Jakarta, buktipers.com – Kementerian Perhubungan dinilai masih setengah-setengah dalam menerapkan kebijakan kewajiban penggunaan sabuk pengaman di bus umum. Padahal, Peraturan Menteri (PM) Perhubungan sudah mengatur mengenai hal itu. Namun kenyataan di lapangan, masih banyak bus umum yang tidak memiliki fitur safety tersebut.
Sekadar info, keharusan mengenakan sabuk pengaman di bus antarkota tertuang pada PM Perhubungan Republik Indonesia Nomor PM 29 Tahun 2015. Aturan itu mengenai Perubahan atas Peraturan Menteri Perhubungan Nomor PM 98 Tahun 2013 tentang Standar Pelayanan Minimal Angkutan Orang dengan Kendaraan Bermotor Umum dalam Trayek.
Di lampiran Standar Pelayanan Minimal Angkutan Antar Kota Antar Provinsi (AKAP) dan Antar Kota Dalam Provinsi (AKDP) No. 2 mengenai Keselamatan huruf g.10 dikatakan kewajiban menyediakan: “Sabuk keselamatan minimal dua titik pada semua tempat duduk”.
Plt Kepala Sub Komite Investigasi Kecelakaan LLAJ KNKT (Komite Nasional Keselamatan Transportasi), Ahmad Wildan, mengimbau kepada para pihak terkait supaya bekerja dengan benar dan serius dalam penerapan standar safety di bus, dalam hal ini penggunaan sabuk pengaman.
Menurut Wildan, sabuk pengaman merupakan unsur penting yang bisa mengurangi dampak kecelakaan. Kementerian Perhubungan harus tegas tidak memberikan izin operasi kepada para Perusahaan Otobus (PO) yang tidak mengindahkan aturan itu.
“Soal sabuk pengaman, ini sebenarnya sudah ada PM-nya.
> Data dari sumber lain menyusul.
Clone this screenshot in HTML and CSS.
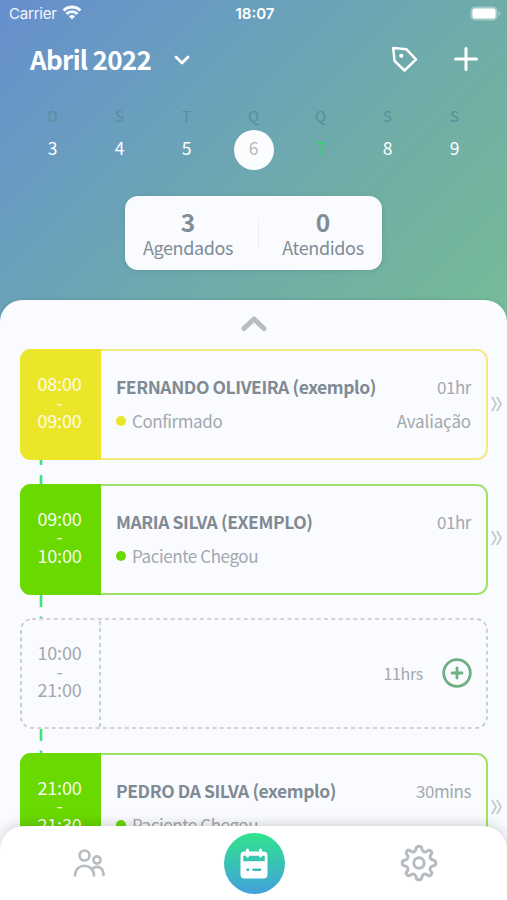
FILE: index.html
```html
<!DOCTYPE html>
<html lang="pt-BR">
<head>
<meta charset="utf-8">
<title>Agenda</title>
<link rel="stylesheet" href="styles.css">
</head>
<body>
<div class="app">
  <header class="hero">
    <div class="status">
      <div class="carrier"><span>Carrier</span>
        <svg width="20" height="15" viewBox="0 0 20 15" fill="none" stroke="#fff" stroke-width="2.8"><path d="M1.5 5.400a12.300 12.300 0 0 1 17 0M4.500 8.900a7.800 7.800 0 0 1 11 0"/><path d="M10 14.500l-3.200-3.200a4.500 4.500 0 0 1 6.400 0z" fill="#fff" stroke="none"/></svg>
      </div>
      <div class="clock">18:07</div>
      <svg class="battery" width="31" height="15" viewBox="0 0 31 15"><rect x=".5" y=".5" width="27" height="14" rx="4.5" fill="#fff" opacity=".35"/><rect x="2.5" y="2.5" width="23" height="10" rx="2.5" fill="#fff"/><path d="M28.6 5v5q1.6-1 1.6-2.500T28.600 5" fill="#fff" opacity=".45"/></svg>
    </div>
    <div class="titlebar">
      <h1>Abril 2022</h1>
      <svg class="down" width="18" height="12" viewBox="0 0 18 12" fill="none" stroke="#fff" stroke-width="2.800" stroke-linecap="round" stroke-linejoin="round"><path d="M3 3l6 6 6-6"/></svg>
      <svg class="tag" width="28" height="28" viewBox="0 0 28 28" fill="none" stroke="#fff" stroke-width="2.500" stroke-linejoin="round"><path d="M3.200 3l13.300 1.300 9.500 10-11.500 11.200L4.500 15.800z"/><circle cx="11.300" cy="10.800" r="2.100" fill="#fff" stroke="none"/></svg>
      <svg class="add" width="26" height="26" viewBox="0 0 26 26" stroke="#fff" stroke-width="3" stroke-linecap="round"><path d="M13 2.500v21M2.500 13h21"/></svg>
    </div>
    <div class="week">
      <div class="day"><span>D</span><b>3</b></div>
      <div class="day"><span>S</span><b>4</b></div>
      <div class="day"><span>T</span><b>5</b></div>
      <div class="day"><span>Q</span><b class="selected">6</b></div>
      <div class="day"><span>Q</span><b class="today">7</b></div>
      <div class="day"><span>S</span><b>8</b></div>
      <div class="day"><span>S</span><b>9</b></div>
    </div>
    <div class="summary">
      <div class="stat"><strong>3</strong><span>Agendados</span></div>
      <div class="stat"><strong>0</strong><span>Atendidos</span></div>
    </div>
  </header>
  <main class="sheet">
    <svg class="handle" width="28" height="18" viewBox="0 0 28 18" fill="none" stroke="#b8bdc2" stroke-width="5" stroke-linecap="round" stroke-linejoin="round"><path d="M4 13.500L14 4l10 9.500"/></svg>
    <div class="row">
      <article class="card yellow">
        <div class="time"><span>08:00</span><span>-</span><span>09:00</span></div>
        <div class="info">
          <div class="line"><h2>FERNANDO OLIVEIRA (exemplo)</h2><span>01hr</span></div>
          <div class="line"><p><i></i>Confirmado</p><span class="kind">Avaliação</span></div>
        </div>
      </article>
      <svg class="more" width="13" height="16" viewBox="0 0 13 16"><path d="M2 1l4 7-4 7M7 1l4 7-4 7"/></svg>
    </div>
    <div class="gap"><svg width="4" height="24" viewBox="0 0 4 24"><path d="M2 0v5M2 15v9"/></svg></div>
    <div class="row">
      <article class="card green">
        <div class="time"><span>09:00</span><span>-</span><span>10:00</span></div>
        <div class="info">
          <div class="line"><h2>MARIA SILVA (EXEMPLO)</h2><span>01hr</span></div>
          <div class="line"><p><i></i>Paciente Chegou</p></div>
        </div>
      </article>
      <svg class="more" width="13" height="16" viewBox="0 0 13 16"><path d="M2 1l4 7-4 7M7 1l4 7-4 7"/></svg>
    </div>
    <div class="gap"><svg width="4" height="24" viewBox="0 0 4 24"><path d="M2 0v12M2 21.500v2.500"/></svg></div>
    <div class="row">
      <article class="card free">
        <svg class="outline" width="468" height="111" viewBox="0 0 468 111"><rect x="1" y="1" width="466" height="109" rx="11"/><path d="M80 3v106"/></svg>
        <div class="time"><span>10:00</span><span>-</span><span>21:00</span></div>
        <div class="slot"><span>11hrs</span>
          <svg width="30" height="30" viewBox="0 0 30 30" fill="none" stroke="#6faf82" stroke-width="2.800" stroke-linecap="round"><circle cx="15" cy="15" r="13.300"/><path d="M15 10v10M10 15h10"/></svg>
        </div>
      </article>
    </div>
    <div class="gap"><svg width="4" height="24" viewBox="0 0 4 24"><path d="M2 0v12M2 21.500v2.500"/></svg></div>
    <div class="row">
      <article class="card green">
        <div class="time"><span>21:00</span><span>-</span><span>21:30</span></div>
        <div class="info">
          <div class="line"><h2>PEDRO DA SILVA (exemplo)</h2><span>30mins</span></div>
          <div class="line"><p><i></i>Paciente Chegou</p></div>
        </div>
      </article>
      <svg class="more" width="13" height="16" viewBox="0 0 13 16"><path d="M2 1l4 7-4 7M7 1l4 7-4 7"/></svg>
    </div>
  </main>
  <nav class="tabs">
    <svg class="people" width="32" height="28" viewBox="0 0 32 28" fill="none" stroke="#b7bcc1" stroke-width="2.600" stroke-linecap="round"><circle cx="11.500" cy="6.500" r="5"/><circle cx="24" cy="11" r="3.600"/><path d="M2 26.500c0-13 19-13 19 0M20.500 19c5-3 10 .5 10 7"/></svg>
    <div class="active"><svg width="28" height="31" viewBox="0 0 28 31"><path fill="#fff" fill-rule="evenodd" d="M4.500 3.500h19a4 4 0 0 1 4 4v19a4 4 0 0 1-4 4h-19a4 4 0 0 1-4-4v-19a4 4 0 0 1 4-4zM3.200 7.800v5.400h21.600V7.800zM6.500 20.500v2.500h2.500v-2.500zM12.500 20.500v2.500h8.500v-2.500z"/><path d="M7.500 2v6M20.500 2v6" stroke="#fff" stroke-width="3" stroke-linecap="round"/></svg></div>
    <svg width="38" height="38" viewBox="-19 -19 38 38" fill="none" stroke="#b7bcc1" stroke-width="3" stroke-linejoin="round"><circle r="5.200"/><path d="M-2.800-14.500Q-2.500-16.800 0-16.800T2.800-14.500Q3.200-12 5-11.200T8.500-12Q10.300-13.500 12-12T12-8.500Q10.500-6.500 11.200-5T14.500-2.800Q16.800-2.500 16.800 0T14.500 2.800Q12 3.200 11.200 5T12 8.500Q13.500 10.300 12 12T8.500 12Q6.500 10.500 5 11.200T2.800 14.500Q2.500 16.800 0 16.800T-2.800 14.500Q-3.200 12-5 11.200T-8.500 12Q-10.300 13.500-12 12T-12 8.500Q-10.500 6.500-11.200 5T-14.500 2.800Q-16.800 2.500-16.800 0T-14.500-2.800Q-12-3.200-11.200-5T-12-8.500Q-13.500-10.300-12-12T-8.500-12Q-6.500-10.500-5-11.200T-2.800-14.500Z"/></svg>
  </nav>
</div>
</body>
</html>
```
FILE: styles.css
```css
* { box-sizing: border-box; }
body { margin: 0; font-family: "Noto Sans CJK SC", sans-serif; color: #a2a8ae; }
h1, h2, p { margin: 0; }
svg { display: block; flex: none; }
.app { position: relative; width: 507px; height: 900px; overflow: hidden; background: linear-gradient(135deg, #668fce 0, #6aa0bc 33%, #6faca9 60%, #74b59d 84%, #77bc98 100%) 0 0 / 507px 330px no-repeat; }
.hero { height: 300px; }
.status { height: 28px; padding: 0 6px 0 9px; display: grid; grid-template-columns: 1fr auto 1fr; align-items: center; color: #fff; font: 15px/28px Inter, sans-serif; }
.carrier { display: flex; gap: 6px; opacity: .93; }
.carrier span { width: 47px; letter-spacing: -.2px; }
.carrier svg { margin-top: 5px; }
.clock { font-weight: 600; }
.battery { justify-self: end; margin-top: -1px; }
.titlebar { height: 62px; padding: 0 28px 0 30px; display: flex; align-items: center; color: #fff; }
h1 { width: 121px; font-size: 26px; line-height: 58px; letter-spacing: -.7px; white-space: nowrap; }
.down { margin-left: 22px; margin-top: 2px; }
.tag { margin-left: auto; }
.add { margin-left: 35px; }
.week { height: 81px; padding: 14px 19px 0; display: grid; grid-template-columns: repeat(7, 1fr); text-align: center; }
.day { display: flex; flex-direction: column; align-items: center; }
.day span { height: 26px; font-size: 15px; line-height: 24px; color: #5b8c9c; }
.day b { width: 40px; height: 40px; line-height: 35px; border-radius: 50%; font-size: 17.500px; font-weight: 400; color: #fff; }
.day .selected { background: #fafcfe; color: #b5b8bc; }
.day .today { color: #36d371; }
.summary { width: 257px; height: 74px; margin: 25px 0 0 125px; display: flex; border-radius: 13px; background: #fafbfe; box-shadow: 0 1px 5px #3c707944; color: #808c96; }
.stat { position: relative; width: 126px; display: flex; flex-direction: column; align-items: center; }
.stat + .stat { width: 131px; padding-left: 13px; }
.stat + .stat::before { content: ""; position: absolute; left: 7px; top: 24px; width: 1px; height: 28px; background: #eceef1; }
.stat strong { font-size: 24.500px; line-height: 28px; padding-top: 12px; height: 39px; }
.stat span { font-size: 18px; line-height: 24px; letter-spacing: -.37px; white-space: nowrap; }
.sheet { height: 600px; padding: 15px 3px 0 20px; border-radius: 22px 22px 0 0; background: #fafbfe; box-shadow: 0 -1px 3px #45798044; }
.handle { margin: 0 0 16px 220px; }
.row { display: flex; align-items: center; gap: 2px; }
.card { position: relative; width: 468px; height: 111px; display: flex; border: 2px solid var(--line); border-radius: 11px; }
.yellow { --line: #f2e97f; --fill: #ece62b; }
.green { --line: #9fe269; --fill: #69d900; }
.free { --line: transparent; --fill: transparent; }
.outline { position: absolute; left: -2px; top: -2px; fill: none; stroke: #c5c8ca; stroke-width: 1.700; stroke-dasharray: 4 3.300; }
.time { width: 81px; flex: none; margin: -2px 0 -2px -2px; padding: 25px 2px 0 0; display: flex; flex-direction: column; align-items: center; border-radius: 11px 0 0 11px; background: var(--fill); color: #fafbe9; font-size: 18px; letter-spacing: -.2px; }
.time span { height: 18.500px; line-height: 18.500px; }
.free .time { color: #a2a8ae; }
.info { flex: 1; padding: 19px 15px 0; }
.line { height: 34px; display: flex; justify-content: space-between; align-items: center; font-size: 17px; line-height: 34px; letter-spacing: -.42px; white-space: nowrap; }
.kind { letter-spacing: -.15px; }
h2 { font-size: 17.500px; color: #808a94; }
p { display: flex; align-items: center; }
i { width: 10px; height: 10px; margin-right: 6px; border-radius: 50%; background: var(--fill); }
.more { margin-top: -2px; fill: none; stroke: #c4c8cf; stroke-width: 1.800; }
.gap { height: 23.500px; padding-left: 19px; overflow: hidden; }
.gap svg { stroke: #43df7a; stroke-width: 2.600; }
.slot { flex: 1; padding: 0 14px 2px 0; display: flex; align-items: center; justify-content: flex-end; gap: 19px; font-size: 16px; letter-spacing: -.3px; }
.tabs { position: absolute; inset: 826px 0 0; padding: 0 69px 0 73px; display: flex; justify-content: space-between; align-items: center; border-radius: 24px 24px 0 0; background: #fff; box-shadow: 0 -2px 12px #0000002a; }
.people { margin-right: 3px; }
.active { width: 61px; height: 61px; display: grid; place-items: center; border-radius: 50%; background: linear-gradient(#30e38c, #42a1dc); }
```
Ini mudah-mudahan teman-teman di pengujian kendaraan bermotor se-Indonesia ikut membantu. Bahwa bus yang tidak ada sabuk keselamatannya, jangan dilolosin. Karena ini sangat berbahaya dan ini berulang kali meningkatkan fatalitas kecelakaan,” kata Wildan.
Wildan memberi contoh beberapa kecelakaan bus yang tidak dilengkapi sabuk pengaman, korban jiwa meninggalnya sangat besar, padahal bus hanya terguling. Sementara di kasus lain, ada bus yang terjun ke jurang sedalam 10 meter, namun penumpangnya bisa selamat karena menggunakan sabuk pengaman.
“Contoh kecelakaan di (tanjakan) Emen Subang itu, hanya ngguling sedikit aja, yang meninggal sampai 26 orang. Kenapa? Karena penumpangnya keluar (bus) semua. Kalau kita bandingkan dengan kecelakaan Sempati Star yang jatuh di Subulussalam (Aceh) itu, dalamnya 10 meter, ngguling-ngguling, nggak ada yang masuk rumah sakit, karena busnya bagus, semua penumpangnya pakai sabuk pengaman,” bilang Wildan.
Sebelumnya Ketua Umum Ikatan Pengusaha Otobus Muda (IPOMI) Kurnia Lesani Adnan, juga mengkritik lemahnya pengawasan pemerintah terhadap ketersediaan perangkat sabuk pengaman (seatbelt) di bus-bus antar kota.
“(Kewajiban) seatbelt ini di dalam Permen sudah ada, tapi kembali lagi, saat (Uji) Kir itu kan diperiksa, dari palu pemecah kaca, pintu darurat, dan seatbelt. Tapi pada saat (bus itu) beroperasi, misal ada di terminal atau sedang di jalan kemudian disidak, yang dilihat (petugas) cuma KPS hidup nggak, STNK hidup nggak, Kir hidup nggak, udah (itu aja). Tapi seatbelt dipakai atau tidak, pintu darurat berfungsi atau tidak, palu pemecah kaca normal atau tidak. Itu tak ada pengawasan, tidak ada penindakan,” kata Sani.